At least under postmodern
theory we are not guilty of an even worse crime according to postmodernism
scholar, Johnella Butler, who warns, “The colonization of minds is
characteristic of American education.” In order words, when dominant culture
calls on minorities to speak classroom English, do math, history and science
the white man’s way, they have acted in the old colonial role, just like
earlier European who believed it was their responsibility to colonize non-white
cultures and lands imposing European standards dress, religion and language on
those cultures.
Characteristics of
Modernism
Modernism gives emphasis on impressionism and subjectively in
writing an emphasis on how seeing
takes place, rather than what is perceived.

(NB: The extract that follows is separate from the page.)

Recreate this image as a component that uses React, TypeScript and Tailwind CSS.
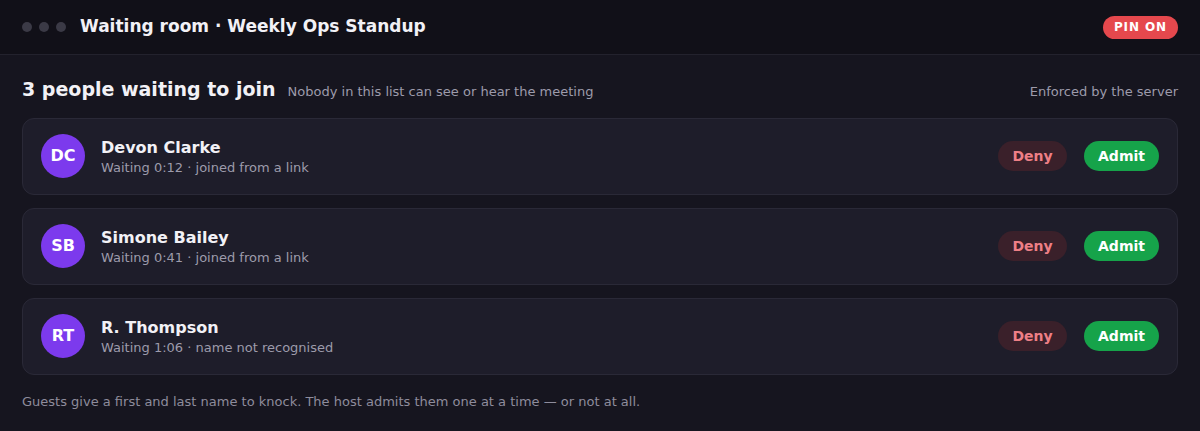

It emphasizes on fragmented forms,
discontinuous narratives, and random-seeming collages. A tendency toward
reflexivity, or self-consciousness, about production of the work of art, so
that each piece calls attention to its own status as a production, as something
constructed and consumed in particular ways.
A rejection of
elaborate formal aesthetics in favor of minimalist designs and a rejection of
the distinction between “high” and “low” or popular culture, both in choice of
materials used to produce art and in methods of displaying, distributing, and
consuming art. Postmodernism, like modernism, follows most of these same ideas,
rejecting boundaries between high and low forms of art, rejecting rigid genre
distinctions, emphasizing pastiche, parody, irony and playfulness.